Information provided -
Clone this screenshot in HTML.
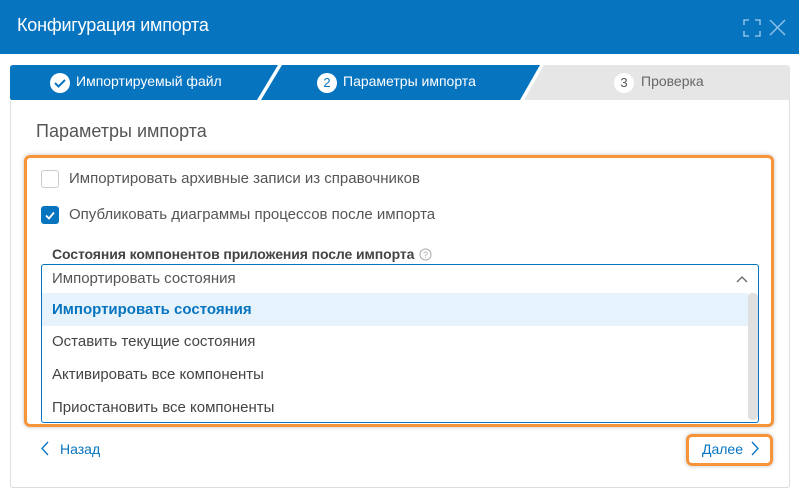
<!DOCTYPE html>
<html><head><meta charset="utf-8"><style>
*{margin:0;padding:0;box-sizing:border-box}
body{width:799px;height:503px;background:#fff;font-family:"Liberation Sans",sans-serif;position:relative;overflow:hidden;color:#333}
.hdr{position:absolute;left:0;top:0;width:799px;height:54px;background:#0774bf}
.hdr .t{position:absolute;left:17px;top:15px;color:#fff;font-size:18px;letter-spacing:-0.2px}
.panel{position:absolute;left:10px;top:99px;width:780px;height:389px;border:1px solid #ddd;border-top:none;border-radius:0 0 3px 3px}
.abs{position:absolute;white-space:nowrap}
.orange{position:absolute;left:24px;top:155px;width:750px;height:272px;border:3px solid #f7943a;border-radius:6px;box-shadow:0 0 4px rgba(0,0,0,.25)}
.cb{position:absolute;width:18px;height:18px;border:1px solid #ccc;border-radius:3px;background:#fff}
.dd{position:absolute;left:41px;top:264px;width:718px;height:159px;border:1px solid #0774bf;border-radius:3px;background:#fff;overflow:hidden}
.opt{position:absolute;left:0;width:706px;height:33px;font-size:15px;padding:7px 0 0 10px;color:#444}
.btn{position:absolute;left:686px;top:434px;width:87px;height:32px;border:3px solid #f7943a;border-radius:6px;box-shadow:0 0 4px rgba(0,0,0,.25)}
</style></head><body>
<div class="hdr"><div class="t">Конфигурация импорта</div>
<svg class="abs" style="left:743px;top:19px" width="18" height="18" viewBox="0 0 18 18" fill="none" stroke="#8cc0e6" stroke-width="1.5"><path d="M1 6V1h5M12 1h5v5M17 12v5h-5M6 17H1v-5"/></svg>
<svg class="abs" style="left:769px;top:19px" width="17" height="17" viewBox="0 0 17 17" fill="none" stroke="#8cc0e6" stroke-width="1.5"><path d="M1 1L16 16M16 1L1 16"/></svg>
</div>
<svg class="abs" style="left:0;top:65px" width="799" height="36">
<path d="M13 0H278L257 35H10V3Q10 0 13 0Z" fill="#0774bf"/>
<path d="M282 0H540L520 35H261Z" fill="#0774bf"/>
<path d="M544 0H787Q790 0 790 3V35H524Z" fill="#e6e6e6"/>
</svg>
<svg class="abs" style="left:49px;top:72px" width="22" height="22"><circle cx="11" cy="11" r="10" fill="#fff"/><path d="M6 11l3.5 3.5L16 8" stroke="#0774bf" stroke-width="2" fill="none"/></svg>
<div class="abs" style="left:76px;top:73px;color:#fff;font-size:14px">Импортируемый файл</div>
<div class="abs" style="left:317px;top:73px;width:20px;height:20px;border-radius:50%;background:#fff;color:#0774bf;font-size:13px;text-align:center;line-height:20px">2</div>
<div class="abs" style="left:343px;top:73px;color:#fff;font-size:14px">Параметры импорта</div>
<div class="abs" style="left:614px;top:73px;width:20px;height:20px;border-radius:50%;background:#fff;color:#555;font-size:13px;text-align:center;line-height:20px">3</div>
<div class="abs" style="left:641px;top:73px;color:#666;font-size:14px">Проверка</div>
<div class="panel"></div>
<div class="abs" style="left:36px;top:121px;font-size:18px;color:#555">Параметры импорта</div>
<div class="orange"></div>
<div class="cb" style="left:41px;top:170px"></div>
<div class="abs" style="left:69px;top:170px;font-size:15px;color:#555">Импортировать архивные записи из справочников</div>
<div class="cb" style="left:41px;top:206px;background:#0774bf;border-color:#0774bf"><svg width="16" height="16" style="position:absolute;left:0;top:0"><path d="M4 8.5l3 3 5-6" stroke="#fff" stroke-width="1.8" fill="none"/></svg></div>
<div class="abs" style="left:69px;top:206px;font-size:15px;color:#555">Опубликовать диаграммы процессов после импорта</div>
<div class="abs" style="left:52px;top:246px;font-size:14px;font-weight:bold;color:#444;letter-spacing:-0.1px">Состояния компонентов приложения после импорта</div>
<svg class="abs" style="left:419px;top:248px" width="13" height="13"><circle cx="6.5" cy="6.5" r="5.5" stroke="#aaa" fill="none"/><text x="6.5" y="10" font-size="9" fill="#aaa" text-anchor="middle" font-family="Liberation Sans">?</text></svg>
<div class="dd">
<div class="opt" style="top:0;height:28px;padding-top:5px;color:#555">Импортировать состояния</div>
<svg class="abs" style="left:694px;top:10px" width="12" height="8"><path d="M1 7l5-5 5 5" stroke="#666" stroke-width="1.3" fill="none"/></svg>
<div class="opt" style="top:28px;background:#e6f3fc;color:#0774bf;font-weight:bold;padding-top:8px">Импортировать состояния</div>
<div class="opt" style="top:61px">Оставить текущие состояния</div>
<div class="opt" style="top:94px">Активировать все компоненты</div>
<div class="opt" style="top:127px">Приостановить все компоненты</div>
<div class="abs" style="left:706px;top:28px;width:10px;height:127px;background:#e0e0e0;border-radius:4px"></div>
</div>
<svg class="abs" style="left:41px;top:441px" width="8" height="15"><path d="M7 1L1 7.5 7 14" stroke="#0774bf" stroke-width="1.3" fill="none"/></svg>
<div class="abs" style="left:60px;top:441px;font-size:14px;color:#0774bf">Назад</div>
<div class="btn"></div>
<div class="abs" style="left:702px;top:441px;font-size:14px;color:#0774bf">Далее</div>
<svg class="abs" style="left:751px;top:441px" width="8" height="15"><path d="M1 1l6 6.5L1 14" stroke="#0774bf" stroke-width="1.3" fill="none"/></svg>
</body></html>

Job -
Transcribe the listing in full and omit the pictures.

Result below -
Clone this screenshot in HTML.
<!DOCTYPE html>
<html><head><meta charset="utf-8"><style>
*{margin:0;padding:0;box-sizing:border-box}
body{width:799px;height:503px;background:#fff;font-family:"Liberation Sans",sans-serif;position:relative;overflow:hidden;color:#333}
.hdr{position:absolute;left:0;top:0;width:799px;height:54px;background:#0774bf}
.hdr .t{position:absolute;left:17px;top:15px;color:#fff;font-size:18px;letter-spacing:-0.2px}
.panel{position:absolute;left:10px;top:99px;width:780px;height:389px;border:1px solid #ddd;border-top:none;border-radius:0 0 3px 3px}
.abs{position:absolute;white-space:nowrap}
.orange{position:absolute;left:24px;top:155px;width:750px;height:272px;border:3px solid #f7943a;border-radius:6px;box-shadow:0 0 4px rgba(0,0,0,.25)}
.cb{position:absolute;width:18px;height:18px;border:1px solid #ccc;border-radius:3px;background:#fff}
.dd{position:absolute;left:41px;top:264px;width:718px;height:159px;border:1px solid #0774bf;border-radius:3px;background:#fff;overflow:hidden}
.opt{position:absolute;left:0;width:706px;height:33px;font-size:15px;padding:7px 0 0 10px;color:#444}
.btn{position:absolute;left:686px;top:434px;width:87px;height:32px;border:3px solid #f7943a;border-radius:6px;box-shadow:0 0 4px rgba(0,0,0,.25)}
</style></head><body>
<div class="hdr"><div class="t">Конфигурация импорта</div>
<svg class="abs" style="left:743px;top:19px" width="18" height="18" viewBox="0 0 18 18" fill="none" stroke="#8cc0e6" stroke-width="1.5"><path d="M1 6V1h5M12 1h5v5M17 12v5h-5M6 17H1v-5"/></svg>
<svg class="abs" style="left:769px;top:19px" width="17" height="17" viewBox="0 0 17 17" fill="none" stroke="#8cc0e6" stroke-width="1.5"><path d="M1 1L16 16M16 1L1 16"/></svg>
</div>
<svg class="abs" style="left:0;top:65px" width="799" height="36">
<path d="M13 0H278L257 35H10V3Q10 0 13 0Z" fill="#0774bf"/>
<path d="M282 0H540L520 35H261Z" fill="#0774bf"/>
<path d="M544 0H787Q790 0 790 3V35H524Z" fill="#e6e6e6"/>
</svg>
<svg class="abs" style="left:49px;top:72px" width="22" height="22"><circle cx="11" cy="11" r="10" fill="#fff"/><path d="M6 11l3.5 3.5L16 8" stroke="#0774bf" stroke-width="2" fill="none"/></svg>
<div class="abs" style="left:76px;top:73px;color:#fff;font-size:14px">Импортируемый файл</div>
<div class="abs" style="left:317px;top:73px;width:20px;height:20px;border-radius:50%;background:#fff;color:#0774bf;font-size:13px;text-align:center;line-height:20px">2</div>
<div class="abs" style="left:343px;top:73px;color:#fff;font-size:14px">Параметры импорта</div>
<div class="abs" style="left:614px;top:73px;width:20px;height:20px;border-radius:50%;background:#fff;color:#555;font-size:13px;text-align:center;line-height:20px">3</div>
<div class="abs" style="left:641px;top:73px;color:#666;font-size:14px">Проверка</div>
<div class="panel"></div>
<div class="abs" style="left:36px;top:121px;font-size:18px;color:#555">Параметры импорта</div>
<div class="orange"></div>
<div class="cb" style="left:41px;top:170px"></div>
<div class="abs" style="left:69px;top:170px;font-size:15px;color:#555">Импортировать архивные записи из справочников</div>
<div class="cb" style="left:41px;top:206px;background:#0774bf;border-color:#0774bf"><svg width="16" height="16" style="position:absolute;left:0;top:0"><path d="M4 8.5l3 3 5-6" stroke="#fff" stroke-width="1.8" fill="none"/></svg></div>
<div class="abs" style="left:69px;top:206px;font-size:15px;color:#555">Опубликовать диаграммы процессов после импорта</div>
<div class="abs" style="left:52px;top:246px;font-size:14px;font-weight:bold;color:#444;letter-spacing:-0.1px">Состояния компонентов приложения после импорта</div>
<svg class="abs" style="left:419px;top:248px" width="13" height="13"><circle cx="6.5" cy="6.5" r="5.5" stroke="#aaa" fill="none"/><text x="6.5" y="10" font-size="9" fill="#aaa" text-anchor="middle" font-family="Liberation Sans">?</text></svg>
<div class="dd">
<div class="opt" style="top:0;height:28px;padding-top:5px;color:#555">Импортировать состояния</div>
<svg class="abs" style="left:694px;top:10px" width="12" height="8"><path d="M1 7l5-5 5 5" stroke="#666" stroke-width="1.3" fill="none"/></svg>
<div class="opt" style="top:28px;background:#e6f3fc;color:#0774bf;font-weight:bold;padding-top:8px">Импортировать состояния</div>
<div class="opt" style="top:61px">Оставить текущие состояния</div>
<div class="opt" style="top:94px">Активировать все компоненты</div>
<div class="opt" style="top:127px">Приостановить все компоненты</div>
<div class="abs" style="left:706px;top:28px;width:10px;height:127px;background:#e0e0e0;border-radius:4px"></div>
</div>
<svg class="abs" style="left:41px;top:441px" width="8" height="15"><path d="M7 1L1 7.5 7 14" stroke="#0774bf" stroke-width="1.3" fill="none"/></svg>
<div class="abs" style="left:60px;top:441px;font-size:14px;color:#0774bf">Назад</div>
<div class="btn"></div>
<div class="abs" style="left:702px;top:441px;font-size:14px;color:#0774bf">Далее</div>
<svg class="abs" style="left:751px;top:441px" width="8" height="15"><path d="M1 1l6 6.5L1 14" stroke="#0774bf" stroke-width="1.3" fill="none"/></svg>
</body></html>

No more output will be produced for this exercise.